Critique v1 through v3: review was the whole story
Early Critique was legible because the category was legible: AI code review for GitHub. You installed the App, a pull request opened, and Critique produced a review — scout context, specialist passes, a lead verdict, comments on the diff. The dashboard was a review inbox. Success meant “the bot caught something a human would have missed.”
- v1–v2Review as product
Multi-model PR review, GitHub check runs, growing specialist lanes. The unit of value was the review artifact on the commit.
- v3More engine, same object
Checkpoint (deterministic pre-review gate), Workspace, Remedy, BYOK, richer sandbox execution — but operators still lived in review runs and comments.
- v4Passport as product
The PR-level Change Passport is the system of record. Review runs become evidence generators inside that story.
That progression matters because nothing was thrown away. The review pipeline — retrieval, sandbox execution, model routing, specialist synthesis — is the engine that produces evidence. v4 changes what sits in the driver’s seat: the passport and the Control Board, not the comment thread.
v4 in one table: same engine, different contract
If you used Critique in v3 last week, here is what moved.
| Dimension | v3 (review-first) | v4 (change control) |
|---|---|---|
| Primary object | Review run on a commit | Change Passport on the PR |
| Dashboard home | Review runs list | Passports queue |
| Operator question | What did the model say? | May this change merge? |
| Provenance | Not tracked | Human, bot, or managed agent + confidence |
| Risk | Buried in prose | Score, band, filterable column |
| Pre-review | Checkpoint (separate product feel) | Agent Firewall tab on Control Board |
| Policy | Automation + merge scattered | Unified Policy tab (gate + review + merge slices) |
| Blocking | Opinion in comments | Blocking decision + evidenceId |
| Repair | Remedy suggestions | Remedy with proof bundle |
| Memory | Limited / ad hoc | Findings memory + incident learnings |
| Reviews | The product | Still run — now “evidence runs” on the passport |
GitHub check names stay stable: Critique / Checkpoint, Critique / Review, Critique / Merge Policy. Branch protection you already configured keeps working.
Reviews did not disappear — they changed jobs
This is the most common misunderstanding about v4, so we will be explicit: Critique still runs deep, AI-powered reviews on your pull requests. When policy says a change deserves a full pass, we still spin up isolated sandboxes, still route frontier and mid-tier models, still run scout plus specialist lanes plus a lead synthesis — the same family of work you relied on in v3.
What we call that work in the UI is an evidence run: a commit-level record linked to the passport. Depending on repository settings, that run may execute as a managed sandbox review (our default premium path), a collector-backed review, or backend synthesis — but the operator outcome is the same class of artifact: findings, severity, an evidence contract, and a publishable GitHub check.

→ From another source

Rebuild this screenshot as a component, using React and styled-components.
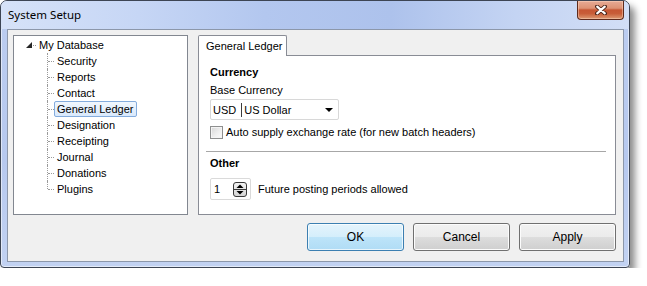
import React from 'react';
import styled, { createGlobalStyle } from 'styled-components';

const GlobalStyle = createGlobalStyle`
	body {
		margin: 0;
		background: #ffffff;
		font-family: "Liberation Sans", Arial, sans-serif;
		font-size: 11px;
		color: #000;
	}
	* {
		box-sizing: border-box;
	}
`;

const Window = styled.div`
	width: 630px;
	height: 268px;
	display: flex;
	flex-direction: column;
	border: 1px solid #3d4554;
	border-radius: 7px 7px 4px 4px;
	background: linear-gradient(180deg, #bccdf0 0%, #b7c9ef 60%, #c2d2f2 100%);
	box-shadow: inset 0 0 0 1px rgba(255, 255, 255, 0.55), 5px 6px 7px rgba(0, 0, 0, 0.45);
`;

const TitleBar = styled.div`
	height: 28px;
	flex: none;
	display: flex;
	justify-content: space-between;
	align-items: flex-start;
	padding: 0 5px 0 7px;
	border-radius: 6px 6px 0 0;
	background: linear-gradient(90deg, #d6e2f8 0%, #c6d6f5 22%, #b3c7ef 42%, #adc2ec 62%, #c4d4f3 82%, #d2def6 100%);
`;

const Title = styled.span`
	margin-top: 6px;
	font-family: "Noto Sans", "Liberation Sans", sans-serif;
	font-size: 11.5px;
	line-height: 16px;
	color: #000;
`;

const CloseButton = styled.div`
	width: 47px;
	height: 19px;
	display: flex;
	align-items: center;
	justify-content: center;
	border: 1px solid #5e2a1c;
	border-top: none;
	border-radius: 0 0 4px 4px;
	background: linear-gradient(180deg, #e7ab95 0%, #dd9274 40%, #c65633 50%, #c85d38 70%, #dd9a72 100%);
	box-shadow: inset 0 0 0 1px rgba(255, 220, 200, 0.45);
`;

const Client = styled.div`
	flex: none;
	height: 233px;
	margin: 0 5px 5px 6px;
	display: flex;
	flex-direction: column;
	padding: 5px 7px 0 5px;
	border: 1px solid #8c97aa;
	background: #f0f0f0;
`;

const MainRow = styled.div`
	display: flex;
	gap: 10px;
	height: 180px;
`;

const TreePanel = styled.div`
	width: 175px;
	border: 1px solid #828790;
	background: #fff;
	padding-top: 1px;
`;

const TreeList = styled.ul`
	list-style: none;
	margin: 0;
	padding: 0;
`;

const RootRow = styled.li`
	height: 16px;
	display: flex;
	align-items: center;
	padding-left: 12px;
`;

const Connector = styled.span`
	width: 3px;
	margin-left: 1px;
	border-top: 1px dotted #9a9a9a;
`;

const Children = styled.ul`
	list-style: none;
	margin: 0 0 0 33px;
	padding: 0;
`;

const ChildRow = styled.li`
	position: relative;
	height: 16px;
	display: flex;
	align-items: center;
	padding-left: 7px;
	&::before {
		content: '';
		position: absolute;
		left: 0;
		top: 0;
		bottom: ${p => (p.$last ? '8px' : '0')};
		border-left: 1px dotted #9a9a9a;
	}
	&::after {
		content: '';
		position: absolute;
		left: 1px;
		top: 8px;
		width: 6px;
		border-top: 1px dotted #9a9a9a;
	}
`;

const NodeLabel = styled.span`
	height: 16px;
	line-height: 14px;
	padding: 0 3px 0 2px;
	border: 1px solid ${p => (p.$selected ? '#84acdd' : 'transparent')};
	border-radius: 2px;
	background: ${p => (p.$selected ? 'linear-gradient(180deg, #f1f7fe, #d9e9fc)' : 'transparent')};
	white-space: nowrap;
`;

const TabArea = styled.div`
	width: 418px;
	display: flex;
	flex-direction: column;
`;

const TabStrip = styled.div`
	display: flex;
	height: 21px;
	flex: none;
	position: relative;
	z-index: 1;
	margin-bottom: -1px;
`;

const Tab = styled.div`
	width: 89px;
	height: 21px;
	padding-left: 7px;
	line-height: 20px;
	border: 1px solid #898c95;
	border-bottom: none;
	border-radius: 2px 2px 0 0;
	background: #fff;
`;

const TabPanel = styled.div`
	flex: 1;
	border: 1px solid #898c95;
	background: #fff;
	display: flex;
	flex-direction: column;
`;

const Section = styled.div`
	padding: ${p => p.$top}px 11px 0 11px;
	display: flex;
	flex-direction: column;
	align-items: flex-start;
`;

const Heading = styled.div`
	font-weight: bold;
	line-height: 14px;
`;

const FieldLabel = styled.div`
	margin-top: 4px;
	line-height: 14px;
`;

const Combo = styled.div`
	margin-top: 2px;
	width: 129px;
	height: 21px;
	display: flex;
	align-items: center;
	padding: 0 5px 0 2px;
	border: 1px solid #d8d8d8;
	border-radius: 2px;
	background: #fff;
`;

const ComboCode = styled.span`
	padding-right: 5px;
	line-height: 14px;
	border-right: 1px solid #3c3c3c;
`;

const ComboValue = styled.span`
	padding-left: 2px;
	flex: 1;
`;

const Arrow = styled.span`
	width: 0;
	height: 0;
	border-left: 4px solid transparent;
	border-right: 4px solid transparent;
	border-top: 4px solid #000;
`;

const CheckRow = styled.label`
	margin-top: 5px;
	display: flex;
	align-items: center;
	gap: 3px;
	line-height: 14px;
`;

const CheckBox = styled.span`
	width: 13px;
	height: 13px;
	border: 1px solid #8e8f8f;
	background: linear-gradient(135deg, #d6d6d6 0%, #f0f0f0 60%, #fbfbfb 100%);
	box-shadow: inset 0 0 0 1px #f4f4f4;
`;

const Divider = styled.div`
	margin: 12px 9px 0 7px;
	border-top: 1px solid #a7a7a7;
`;

const SpinRow = styled.div`
	margin-top: 8px;
	display: flex;
	align-items: center;
	gap: 7px;
`;

const SpinBox = styled.div`
	width: 41px;
	height: 22px;
	display: flex;
	align-items: center;
	justify-content: space-between;
	padding: 0 3px 0 3px;
	border: 1px solid #dadada;
	border-radius: 2px;
	background: #fff;
`;

const ButtonRow = styled.div`
	margin-top: 8px;
	display: flex;
	justify-content: flex-end;
	gap: 9px;
`;

const Button = styled.button`
	width: 97px;
	height: 28px;
	font-family: "Liberation Sans", Arial, sans-serif;
	font-size: 12px;
	color: #000;
	border-radius: 3px;
	border: 1px solid ${p => (p.$default ? '#3c7fb1' : '#707070')};
	background: ${p =>
		p.$default
			? 'linear-gradient(180deg, #e5f4fc 0%, #d4eefb 50%, #bde4f9 51%, #b0dcf5 100%)'
			: 'linear-gradient(180deg, #f2f2f2 0%, #ebebeb 50%, #dddddd 51%, #cfcfcf 100%)'};
	box-shadow: inset 0 0 0 1px ${p => (p.$default ? 'rgba(255, 255, 255, 0.7)' : '#fcfcfc')};
`;

const CloseGlyph = () => (
	<svg width="12" height="10" viewBox="0 0 12 10">
		<path d="M2 1.5 L10 8.5 M10 1.5 L2 8.5" stroke="#4a2418" strokeWidth="4" strokeLinecap="round" />
		<path d="M2.2 1.7 L9.8 8.3 M9.8 1.7 L2.2 8.3" stroke="#fff" strokeWidth="2.2" strokeLinecap="round" />
	</svg>
);

const Expanded = () => (
	<svg width="6" height="6" viewBox="0 0 6 6">
		<polygon points="6,0 6,6 0,6" fill="#262626" />
	</svg>
);

const SpinIcon = () => (
	<svg width="14" height="15" viewBox="0 0 14 15">
		<defs>
			<linearGradient id="spin" x1="0" y1="0" x2="0" y2="1">
				<stop offset="0" stopColor="#f4f4f4" />
				<stop offset="1" stopColor="#d4d4d4" />
			</linearGradient>
		</defs>
		<rect x="0.5" y="0.5" width="13" height="14" rx="2.5" fill="url(#spin)" stroke="#3a3a3a" />
		<line x1="1" y1="7.5" x2="13" y2="7.5" stroke="#3a3a3a" />
		<polygon points="3.5,6 10.5,6 7,2.5" fill="#000" />
		<polygon points="3.5,9 10.5,9 7,12.5" fill="#000" />
	</svg>
);

const nodes = ['Security', 'Reports', 'Contact', 'General Ledger', 'Designation', 'Receipting', 'Journal', 'Donations', 'Plugins'];

const App = () => {
	return (
		<>
			<GlobalStyle />
			<Window>
				<TitleBar>
					<Title>System Setup</Title>
					<CloseButton><CloseGlyph /></CloseButton>
				</TitleBar>
				<Client>
					<MainRow>
						<TreePanel>
							<TreeList>
								<RootRow>
									<Expanded />
									<Connector />
									<NodeLabel>My Database</NodeLabel>
								</RootRow>
								<li>
									<Children>
										{nodes.map((n, i) => (
											<ChildRow key={n} $last={i === nodes.length - 1}>
												<NodeLabel $selected={n === 'General Ledger'}>{n}</NodeLabel>
											</ChildRow>
										))}
									</Children>
								</li>
							</TreeList>
						</TreePanel>
						<TabArea>
							<TabStrip>
								<Tab>General Ledger</Tab>
							</TabStrip>
							<TabPanel>
								<Section $top={9}>
									<Heading>Currency</Heading>
									<FieldLabel>Base Currency</FieldLabel>
									<Combo>
										<ComboCode>USD</ComboCode>
										<ComboValue>US Dollar</ComboValue>
										<Arrow />
									</Combo>
									<CheckRow>
										<CheckBox />
										Auto supply exchange rate (for new batch headers)
									</CheckRow>
								</Section>
								<Divider />
								<Section $top={4}>
									<Heading>Other</Heading>
									<SpinRow>
										<SpinBox>
											<span>1</span>
											<SpinIcon />
										</SpinBox>
										Future posting periods allowed
									</SpinRow>
								</Section>
							</TabPanel>
						</TabArea>
					</MainRow>
					<ButtonRow>
						<Button $default>OK</Button>
						<Button>Cancel</Button>
						<Button>Apply</Button>
					</ButtonRow>
				</Client>
			</Window>
		</>
	);
};

export default App;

- AI-powered sandbox reviews still execute for approved PRs
- Multi-model routing, credits, and BYOK paths still apply
- Findings still post to GitHub when configured
- Remedy can still turn eligible findings into verified patches
- The review inbox is no longer the homepage of the product
- A blocked merge must cite evidence, not vibes
- Gate may stop a PR before any sandbox credits burn
- One passport chains many runs into one auditable PR story
WHO, WHY, and WHAT NOT: the management layer
Comment bots are optimized for coverage: run on every PR, emit text, hope a human reads it. A management platform is optimized for decisions under constraint: limited reviewer attention, limited credits, unlimited agent enthusiasm.
Is this change from a trusted maintainer, a first-time contributor, a dependabot bump, or an agent whose vendor we can infer? Provenance rides on the passport with confidence and reasons — not guessed from the avatar alone.
Given who opened it and what paths moved, does this PR deserve expensive review right now? Risk scoring and gate rules answer before the sandbox starts. Review policy answers which specialists run and how hard.
Some PRs should never reach a model panel: slop shape, forbidden paths, dependency weakening, override abuse. Others may review but still must not merge until evidence and merge policy agree. “What not” is enforceable, not advisory.
After merge or incident, what did we learn? Findings memory, suppressions with expiry, and incident learnings feed the next gate — so the system does not rediscover the same false positive every week.
That framing is why the passport exists. GitHub comments are ephemeral. Check runs are per-commit fragments. The passport is the PR-level ledger that ties gate events, evidence runs, merge decisions, remedy proof, and incidents into one timeline an operator (or auditor) can read without reconstructing drama from fifty notifications.
What is a Change Passport?
A Change Passport is Critique’s system of record for a single pull request. It opens when Critique governs that PR and accumulates state until the change merges or abandons. One passport, many evidence runs, one auditable story.
The queue at /dashboard/passports is how operators live in v4: filter by repo, risk band, gate outcome, verdict, evidence status, merge policy state, and memory. Click through to the passport detail and you see summary, provenance, risk, gate timeline, linked evidence runs, merge permission (including overrides), remedy proof, suppressions, linked incidents, and a single chronological feed — not six disconnected admin pages.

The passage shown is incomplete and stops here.